Using the material below, copy every line where "components" appears.

***

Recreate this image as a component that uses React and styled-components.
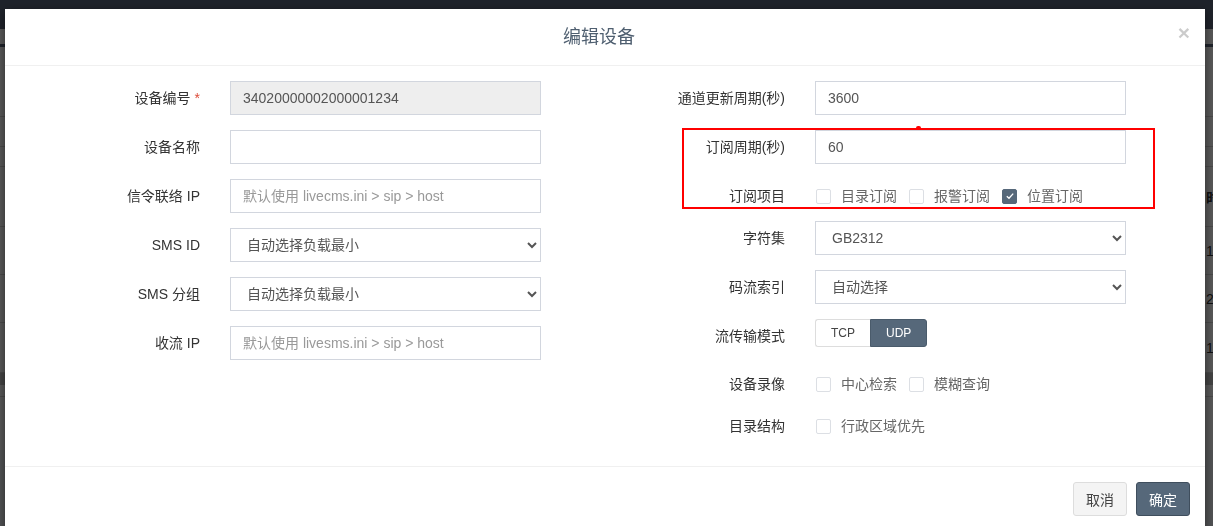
import styled, { createGlobalStyle } from "styled-components";

const GlobalStyle = createGlobalStyle`
   html, body {
      margin: 0;
      padding: 0;
      height: 100%;
      overflow: hidden;
   }
   body {
      font-family: "Liberation Sans", "Noto Sans CJK SC", sans-serif;
      font-size: 14px;
      color: #333;
      background: #ecf0f5;
   }
   * {
      box-sizing: border-box;
   }
`;

const PRIMARY = "#56687a";

/* ---------- page behind the dialog ---------- */

const Page = styled.div`
   height: 526px;
   background: #ecf0f5;
`;

const Navbar = styled.div`
   height: 29px;
   background: #5a657b;
`;

const SubNav = styled.div`
   height: 18px;
   background: #fdfdfd;
   border-bottom: 3px solid #5a657b;
`;

const Box = styled.div`
   background: #fff;
   height: 403px;
`;

const BoxBand = styled.div`
   height: ${(p) => p.$h}px;
   border-bottom: 1px solid #d4d4d4;
   background: ${(p) => p.$bg || "#fff"};
`;

const TableRow = styled.div`
   display: grid;
   grid-template-columns: 1198px 1fr;
   align-items: center;
   height: ${(p) => p.$h}px;
   border-bottom: 1px solid #d4d4d4;
   white-space: nowrap;
   overflow: hidden;

   span {
      padding: 0 8px;
      color: #333;
      font-weight: ${(p) => (p.$head ? 700 : 400)};
   }
`;

const ScrollBar = styled.div`
   height: 12px;
   background: #c4c4c4;
`;

/* ---------- dialog ---------- */

const Overlay = styled.div`
   position: fixed;
   inset: 0;
   background: rgba(0, 0, 0, 0.66);
   overflow: hidden;
`;

const Modal = styled.div`
   position: relative;
   width: 1200px;
   margin: 9px 0 0 5px;
   background: #fff;
   box-shadow: 0 3px 9px rgba(0, 0, 0, 0.5);
`;

const Header = styled.div`
   position: relative;
   padding: 15px 27px 15px 15px;
   border-bottom: 1px solid #f0f0f0;
   text-align: center;
`;

const Title = styled.h4`
   margin: 0;
   font-size: 18px;
   font-weight: 400;
   line-height: 26px;
   color: #4f5f70;
`;

const CloseBtn = styled.button`
   position: absolute;
   right: 15px;
   top: 13px;
   padding: 0;
   border: 0;
   background: none;
   font-family: "Liberation Sans", sans-serif;
   font-size: 21px;
   font-weight: 700;
   line-height: 1;
   color: #000;
   opacity: 0.2;
   cursor: pointer;
`;

const Body = styled.div`
   position: relative;
   display: grid;
   grid-template-columns: 585px 585px;
   padding: 15px;
`;

const Column = styled.div`
   display: flex;
   flex-direction: column;
`;

const Row = styled.div`
   display: grid;
   grid-template-columns: 165px 311px;
   column-gap: 30px;
   padding-left: 15px;
   margin-bottom: 15px;
`;

const Label = styled.label`
   display: block;
   text-align: right;
   padding-top: 7px;
   line-height: 20px;
   color: #333;
   white-space: nowrap;

   em {
      font-style: normal;
      color: #dd4b39;
      margin-left: 4px;
   }
`;

const Input = styled.input`
   display: block;
   width: 100%;
   height: 34px;
   padding: 6px 12px;
   border: 1px solid #d2d6de;
   border-radius: 0;
   font-family: inherit;
   font-size: 14px;
   color: #555;
   background: ${(p) => (p.disabled ? "#eee" : "#fff")};
   outline: none;

   &::placeholder {
      color: #999;
   }
`;

const Select = styled.select`
   display: block;
   width: 100%;
   height: 34px;
   padding: 6px 12px;
   border: 1px solid #d2d6de;
   border-radius: 0;
   font-family: inherit;
   font-size: 14px;
   color: #555;
   background: #fff;
   outline: none;
`;

const CheckGroup = styled.div`
   display: flex;
   align-items: center;
   padding-top: 7px;
   height: 27px;
   padding-left: 1px;
   gap: 12px;
`;

const CheckItem = styled.label`
   display: flex;
   align-items: center;
   gap: 10px;
   line-height: 20px;
   color: #666;
   white-space: nowrap;
`;

const Box15 = styled.span`
   display: inline-flex;
   align-items: center;
   justify-content: center;
   width: 15px;
   height: 15px;
   border: 1px solid ${(p) => (p.$checked ? PRIMARY : "#dcdfe4")};
   border-radius: 2px;
   background: ${(p) => (p.$checked ? PRIMARY : "#fff")};
`;

const Segment = styled.div`
   display: flex;
   margin-bottom: 5px;
`;

const SegBtn = styled.button`
   height: 28px;
   padding: 0 15px;
   font-family: inherit;
   font-size: 12px;
   border: 1px solid ${(p) => (p.$active ? "#4a5b6b" : "#ddd")};
   background: ${(p) => (p.$active ? PRIMARY : "#fff")};
   color: ${(p) => (p.$active ? "#fff" : "#444")};
   border-radius: ${(p) => (p.$first ? "3px 0 0 3px" : "0 3px 3px 0")};
   ${(p) => (p.$first ? "border-right: 0;" : "")}
`;

const Footer = styled.div`
   display: flex;
   justify-content: flex-end;
   gap: 9px;
   padding: 15px;
   border-top: 1px solid #f0f0f0;
`;

const Button = styled.button`
   height: 34px;
   padding: 6px 12px;
   font-family: inherit;
   font-size: 14px;
   border-radius: 3px;
   border: 1px solid ${(p) => (p.$primary ? "#3f4e5d" : "#ddd")};
   background: ${(p) => (p.$primary ? PRIMARY : "#f4f4f4")};
   color: ${(p) => (p.$primary ? "#fff" : "#444")};
`;

const Annotation = styled.div`
   position: absolute;
   left: 677px;
   top: 119px;
   width: 473px;
   height: 81px;
   border: 2px solid #ff0000;
   pointer-events: none;

   &::before {
      content: "";
      position: absolute;
      left: 232px;
      top: -4px;
      width: 5px;
      height: 4px;
      border-radius: 2px 2px 0 0;
      background: #ff0000;
   }
`;

const Check = ({ checked, children }) => (
   <CheckItem>
      <Box15 $checked={checked}>
         {checked && (
            <svg width="10" height="10" viewBox="0 0 10 10">
               <path d="M1.8 5.2 L4 7.3 L8.2 2.6" fill="none" stroke="#fff" strokeWidth="1.3" />
            </svg>
         )}
      </Box15>
      {children}
   </CheckItem>
);

const Backdrop = () => (
   <Page>
      <Navbar />
      <SubNav />
      <Box>
         <BoxBand $h={70} />
         <BoxBand $h={30} />
         <BoxBand $h={20} />
         <TableRow $h={60} $head>
            <span>编号</span>
            <span>时间</span>
         </TableRow>
         <TableRow $h={48}>
            <span>a</span>
            <span>1</span>
         </TableRow>
         <TableRow $h={48}>
            <span>b</span>
            <span>2</span>
         </TableRow>
         <TableRow $h={50}>
            <span>c</span>
            <span>1</span>
         </TableRow>
         <ScrollBar />
         <BoxBand $h={12} />
      </Box>
   </Page>
);

const App = () => {
   return (
      <>
         <GlobalStyle />
         <Backdrop />
         <Overlay>
            <Modal>
               <Header>
                  <Title>编辑设备</Title>
                  <CloseBtn>×</CloseBtn>
               </Header>
               <Body>
                  <Column>
                     <Row>
                        <Label>
                           设备编号<em>*</em>
                        </Label>
                        <Input disabled defaultValue="34020000002000001234" />
                     </Row>
                     <Row>
                        <Label>设备名称</Label>
                        <Input defaultValue="" />
                     </Row>
                     <Row>
                        <Label>信令联络 IP</Label>
                        <Input placeholder="默认使用 livecms.ini > sip > host" />
                     </Row>
                     <Row>
                        <Label>SMS ID</Label>
                        <Select defaultValue="auto">
                           <option value="auto">自动选择负载最小</option>
                        </Select>
                     </Row>
                     <Row>
                        <Label>SMS 分组</Label>
                        <Select defaultValue="auto">
                           <option value="auto">自动选择负载最小</option>
                        </Select>
                     </Row>
                     <Row>
                        <Label>收流 IP</Label>
                        <Input placeholder="默认使用 livesms.ini > sip > host" />
                     </Row>
                  </Column>
                  <Column>
                     <Row>
                        <Label>通道更新周期(秒)</Label>
                        <Input defaultValue="3600" />
                     </Row>
                     <Row>
                        <Label>订阅周期(秒)</Label>
                        <Input defaultValue="60" />
                     </Row>
                     <Row>
                        <Label>订阅项目</Label>
                        <CheckGroup>
                           <Check>目录订阅</Check>
                           <Check>报警订阅</Check>
                           <Check checked>位置订阅</Check>
                        </CheckGroup>
                     </Row>
                     <Row>
                        <Label>字符集</Label>
                        <Select defaultValue="GB2312">
                           <option value="GB2312">GB2312</option>
                           <option value="UTF-8">UTF-8</option>
                        </Select>
                     </Row>
                     <Row>
                        <Label>码流索引</Label>
                        <Select defaultValue="auto">
                           <option value="auto">自动选择</option>
                        </Select>
                     </Row>
                     <Row>
                        <Label>流传输模式</Label>
                        <Segment>
                           <SegBtn $first>TCP</SegBtn>
                           <SegBtn $active>UDP</SegBtn>
                        </Segment>
                     </Row>
                     <Row>
                        <Label>设备录像</Label>
                        <CheckGroup>
                           <Check>中心检索</Check>
                           <Check>模糊查询</Check>
                        </CheckGroup>
                     </Row>
                     <Row>
                        <Label>目录结构</Label>
                        <CheckGroup>
                           <Check>行政区域优先</Check>
                        </CheckGroup>
                     </Row>
                  </Column>
               </Body>
               <Footer>
                  <Button>取消</Button>
                  <Button $primary>确定</Button>
               </Footer>
               <Annotation />
            </Modal>
         </Overlay>
      </>
   );
};

export default App;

***

• Task result
Recreate this image as a component that uses React and styled-components.
import styled, { createGlobalStyle } from "styled-components";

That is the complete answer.